I should conclude with Linus Torvalds take regarding AVX-512:
I hope AVX-512 dies a painful death, and that Intel starts fixing real problems instead of trying to create magic instructions to then create benchmarks that they can look good on
I cannot predict what will happen to Intel or AVX-512, but if the past is any indication, specialized and powerful instructions have a bright future.

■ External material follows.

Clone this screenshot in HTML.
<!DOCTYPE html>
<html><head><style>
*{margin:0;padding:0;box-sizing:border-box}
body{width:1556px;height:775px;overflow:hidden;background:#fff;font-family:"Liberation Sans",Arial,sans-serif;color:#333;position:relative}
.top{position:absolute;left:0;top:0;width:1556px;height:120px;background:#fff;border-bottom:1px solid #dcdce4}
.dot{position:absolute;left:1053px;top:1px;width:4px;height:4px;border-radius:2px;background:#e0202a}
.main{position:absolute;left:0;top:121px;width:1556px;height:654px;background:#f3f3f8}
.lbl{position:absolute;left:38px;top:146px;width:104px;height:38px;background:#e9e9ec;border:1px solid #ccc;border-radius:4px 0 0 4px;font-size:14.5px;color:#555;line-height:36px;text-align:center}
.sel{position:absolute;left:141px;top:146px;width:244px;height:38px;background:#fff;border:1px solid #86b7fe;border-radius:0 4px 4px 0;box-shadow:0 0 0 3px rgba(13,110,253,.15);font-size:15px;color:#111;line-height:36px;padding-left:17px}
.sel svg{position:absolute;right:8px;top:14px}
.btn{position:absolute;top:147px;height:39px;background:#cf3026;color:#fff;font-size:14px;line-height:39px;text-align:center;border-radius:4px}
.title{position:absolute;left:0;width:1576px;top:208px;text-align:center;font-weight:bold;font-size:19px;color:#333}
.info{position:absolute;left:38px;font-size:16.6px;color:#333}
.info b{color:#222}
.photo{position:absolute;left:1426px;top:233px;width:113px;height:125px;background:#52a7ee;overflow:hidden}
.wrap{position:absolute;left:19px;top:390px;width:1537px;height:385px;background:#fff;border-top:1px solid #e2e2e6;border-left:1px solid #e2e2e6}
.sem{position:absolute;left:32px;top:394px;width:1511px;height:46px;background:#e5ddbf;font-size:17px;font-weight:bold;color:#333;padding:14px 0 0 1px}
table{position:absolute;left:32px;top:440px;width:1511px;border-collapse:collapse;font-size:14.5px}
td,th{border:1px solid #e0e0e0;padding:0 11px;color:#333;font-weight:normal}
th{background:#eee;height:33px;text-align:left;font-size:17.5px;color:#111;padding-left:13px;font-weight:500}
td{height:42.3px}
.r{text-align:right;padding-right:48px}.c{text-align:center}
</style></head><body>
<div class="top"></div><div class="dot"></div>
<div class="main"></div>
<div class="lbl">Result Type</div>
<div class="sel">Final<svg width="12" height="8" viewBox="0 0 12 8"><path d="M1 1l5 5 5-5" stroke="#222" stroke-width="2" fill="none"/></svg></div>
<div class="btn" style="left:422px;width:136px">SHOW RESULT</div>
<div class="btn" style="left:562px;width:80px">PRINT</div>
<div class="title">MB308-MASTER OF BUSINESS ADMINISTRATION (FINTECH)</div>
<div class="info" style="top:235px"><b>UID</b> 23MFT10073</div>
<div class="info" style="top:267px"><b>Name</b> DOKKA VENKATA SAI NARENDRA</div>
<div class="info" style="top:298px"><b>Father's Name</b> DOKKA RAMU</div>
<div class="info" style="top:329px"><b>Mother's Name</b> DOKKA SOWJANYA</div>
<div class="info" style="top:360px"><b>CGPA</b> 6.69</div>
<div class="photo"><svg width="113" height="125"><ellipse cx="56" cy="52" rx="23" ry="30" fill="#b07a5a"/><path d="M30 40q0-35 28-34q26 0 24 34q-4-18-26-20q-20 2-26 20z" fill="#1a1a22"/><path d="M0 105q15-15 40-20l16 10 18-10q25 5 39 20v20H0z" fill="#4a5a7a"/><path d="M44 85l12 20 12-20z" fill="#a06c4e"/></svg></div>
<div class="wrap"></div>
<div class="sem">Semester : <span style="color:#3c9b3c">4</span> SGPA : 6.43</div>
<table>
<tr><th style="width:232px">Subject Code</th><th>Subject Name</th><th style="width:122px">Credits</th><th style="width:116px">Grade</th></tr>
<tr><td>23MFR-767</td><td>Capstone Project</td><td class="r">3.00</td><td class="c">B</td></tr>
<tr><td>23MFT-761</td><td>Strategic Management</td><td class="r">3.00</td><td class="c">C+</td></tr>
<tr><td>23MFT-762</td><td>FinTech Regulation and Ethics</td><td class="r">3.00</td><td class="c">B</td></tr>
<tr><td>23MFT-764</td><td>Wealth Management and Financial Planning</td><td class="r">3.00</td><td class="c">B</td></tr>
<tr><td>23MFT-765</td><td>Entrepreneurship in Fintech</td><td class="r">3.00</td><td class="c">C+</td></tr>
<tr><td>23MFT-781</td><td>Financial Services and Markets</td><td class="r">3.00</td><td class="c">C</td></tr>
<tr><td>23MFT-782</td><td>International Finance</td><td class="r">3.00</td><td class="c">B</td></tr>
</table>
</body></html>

Seeing SSE2 used for string ops caused one colleague to remark, about that and AVX, “Why didn’t Intel just make REP SCASB (et al) fast?” Torvalds might be right; meanwhile, we can be opportunistic about odd cases for using odd instruction sets. Or use them for fast APL functions 🙂
I mean…they did for a few things in that family. ERMS or enhanced rep mov sb can be used for fast memsets and memmoves. Glibc is even aware of CPUs with that capability and when using that microcode trick is helpful. I think that family of “rep” semantics has some limitations for how much they can express. That and the micro op sequence it compiles to is probably a bit more complicated.
Thanks for pointing out ERMS. A benchmark in Stackoverflow wasn’t flattering (vs AVX), and the Intel Optimization Ref says ERMS’s advantage is smaller code.
https://stackoverflow.com/questions/43343231/enhanced-rep-movsb-for-memcpy.
For SSE2 memcpy, of blocks > 192 bytes, I saw advantage from prefetchnta. Would that size be the same for AVX?
I believe Linus Torvalds was more about the size of AVX-512 which takes huge amount of data during context switch and also about overheating which causes underclocking CPU if used too much. The same could be achieved if Intel extended 32 bytes AVX-2 and would likely have similar speed. I wrote similar code for matrix multiplication and the performance gain is far from linear, even ignoring underclocking.
AVX-512 extends the ISA for 32-byte registers. In fact, the code I describe in my blog post is easily adapted to 32-byte registers.
You can discover specialized instructions in the Intel CPU using /proc/cpuinfo
Great article! I’m confused why you’re using _mm512_mask_compressstoreu_epi16 rather than _mm512_mask_compressstoreu_epi8 – don’t you want to write/not write at an 8-bit granularity rather than a 16-bit one?